_PROBLEM TO SOLVE:_ Retype each line exactly. Skip images.

_SOURCE EXCERPT:_
────────────────────────────────────────

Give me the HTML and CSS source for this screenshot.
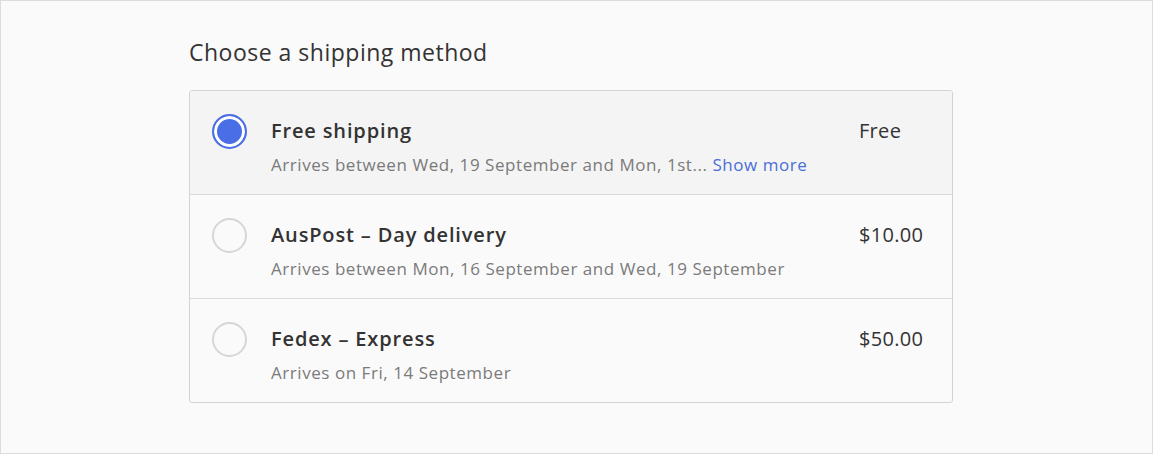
FILE: index.html
```html
<!DOCTYPE html>
<html lang="en">
<head>
  <meta charset="UTF-8" />
  <meta name="viewport" content="width=device-width, initial-scale=1.0"/>
  <title>shipping</title>
  <link rel="stylesheet" href="styles.css">
</head>
<body>
  <div class="page">
    <h2 class="heading">Choose a shipping method</h2>

    <div class="methods">
      <label class="method selected">
        <input type="radio" name="shipping" class="radio" checked />
        <div class="method-info">
          <span class="method-name">Free shipping</span>
          <span class="method-eta">Arrives between Wed, 19 September and Mon, 1st... <a href="#" class="show-more">Show more</a></span>
        </div>
        <span class="method-price">Free</span>
      </label>

      <label class="method">
        <input type="radio" name="shipping" class="radio" />
        <div class="method-info">
          <span class="method-name">AusPost – Day delivery</span>
          <span class="method-eta">Arrives between Mon, 16 September and Wed, 19 September</span>
        </div>
        <span class="method-price">$10.00</span>
      </label>

      <label class="method">
        <input type="radio" name="shipping" class="radio" />
        <div class="method-info">
          <span class="method-name">Fedex – Express</span>
          <span class="method-eta">Arrives on Fri, 14 September</span>
        </div>
        <span class="method-price">$50.00</span>
      </label>
    </div>
  </div>
</body>
</html>
```

FILE: styles.css
```css
*, *::before, *::after {
  box-sizing: border-box;
}

body {
  margin: 0;
  background-color: #fafafa;
  font-family: 'Open Sans', sans-serif;
  color: #333;
}

.page {
  height: 454px;
  border: 1px solid #dcdcdc;
  padding: 36px 0 0 188px;
}

.heading {
  margin: 0 0 23px 0;
  font-size: 23px;
  font-weight: 400;
  line-height: 30px;
  letter-spacing: 0.5px;
  color: #333;
}

.methods {
  width: 764px;
  border: 1px solid #d4d4d4;
  border-radius: 3px;
  overflow: hidden;
}

.method {
  display: flex;
  align-items: flex-start;
  padding: 23px 22px 17px 22px;
  border-bottom: 1px solid #dadada;
  cursor: pointer;
}

.method:last-child {
  border-bottom: none;
}

.method.selected {
  background-color: #f4f4f4;
}

.radio {
  appearance: none;
  -webkit-appearance: none;
  margin: 0 24px 0 0;
  width: 35px;
  height: 35px;
  flex-shrink: 0;
  border: 2px solid #d6d6d6;
  border-radius: 50%;
  background-color: #fafafa;
  cursor: pointer;
}

.radio:checked {
  border-color: #4a6ee6;
  background-color: #4a6ee6;
  box-shadow: inset 0 0 0 3px #fff;
}

.method-info {
  flex: 1;
  display: flex;
  flex-direction: column;
}

.method-name {
  font-size: 20px;
  font-weight: 600;
  line-height: 34px;
  letter-spacing: 0.85px;
  color: #333;
}

.method-eta {
  margin-top: 5px;
  font-size: 17px;
  line-height: 24px;
  letter-spacing: 0.55px;
  color: #7a7a7a;
}

.show-more {
  color: #4a6ed8;
  text-decoration: none;
}

.method-price {
  width: 71px;
  font-size: 20px;
  line-height: 34px;
  letter-spacing: 0.3px;
  color: #333;
}
```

────────────────────────────────────────

_FINAL RESULT:_
Give me the HTML and CSS source for this screenshot.
FILE: index.html
```html
<!DOCTYPE html>
<html lang="en">
<head>
  <meta charset="UTF-8" />
  <meta name="viewport" content="width=device-width, initial-scale=1.0"/>
  <title>shipping</title>
  <link rel="stylesheet" href="styles.css">
</head>
<body>
  <div class="page">
    <h2 class="heading">Choose a shipping method</h2>

    <div class="methods">
      <label class="method selected">
        <input type="radio" name="shipping" class="radio" checked />
        <div class="method-info">
          <span class="method-name">Free shipping</span>
          <span class="method-eta">Arrives between Wed, 19 September and Mon, 1st... <a href="#" class="show-more">Show more</a></span>
        </div>
        <span class="method-price">Free</span>
      </label>

      <label class="method">
        <input type="radio" name="shipping" class="radio" />
        <div class="method-info">
          <span class="method-name">AusPost – Day delivery</span>
          <span class="method-eta">Arrives between Mon, 16 September and Wed, 19 September</span>
        </div>
        <span class="method-price">$10.00</span>
      </label>

      <label class="method">
        <input type="radio" name="shipping" class="radio" />
        <div class="method-info">
          <span class="method-name">Fedex – Express</span>
          <span class="method-eta">Arrives on Fri, 14 September</span>
        </div>
        <span class="method-price">$50.00</span>
      </label>
    </div>
  </div>
</body>
</html>
```

FILE: styles.css
```css
*, *::before, *::after {
  box-sizing: border-box;
}

body {
  margin: 0;
  background-color: #fafafa;
  font-family: 'Open Sans', sans-serif;
  color: #333;
}

.page {
  height: 454px;
  border: 1px solid #dcdcdc;
  padding: 36px 0 0 188px;
}

.heading {
  margin: 0 0 23px 0;
  font-size: 23px;
  font-weight: 400;
  line-height: 30px;
  letter-spacing: 0.5px;
  color: #333;
}

.methods {
  width: 764px;
  border: 1px solid #d4d4d4;
  border-radius: 3px;
  overflow: hidden;
}

.method {
  display: flex;
  align-items: flex-start;
  padding: 23px 22px 17px 22px;
  border-bottom: 1px solid #dadada;
  cursor: pointer;
}

.method:last-child {
  border-bottom: none;
}

.method.selected {
  background-color: #f4f4f4;
}

.radio {
  appearance: none;
  -webkit-appearance: none;
  margin: 0 24px 0 0;
  width: 35px;
  height: 35px;
  flex-shrink: 0;
  border: 2px solid #d6d6d6;
  border-radius: 50%;
  background-color: #fafafa;
  cursor: pointer;
}

.radio:checked {
  border-color: #4a6ee6;
  background-color: #4a6ee6;
  box-shadow: inset 0 0 0 3px #fff;
}

.method-info {
  flex: 1;
  display: flex;
  flex-direction: column;
}

.method-name {
  font-size: 20px;
  font-weight: 600;
  line-height: 34px;
  letter-spacing: 0.85px;
  color: #333;
}

.method-eta {
  margin-top: 5px;
  font-size: 17px;
  line-height: 24px;
  letter-spacing: 0.55px;
  color: #7a7a7a;
}

.show-more {
  color: #4a6ed8;
  text-decoration: none;
}

.method-price {
  width: 71px;
  font-size: 20px;
  line-height: 34px;
  letter-spacing: 0.3px;
  color: #333;
}
```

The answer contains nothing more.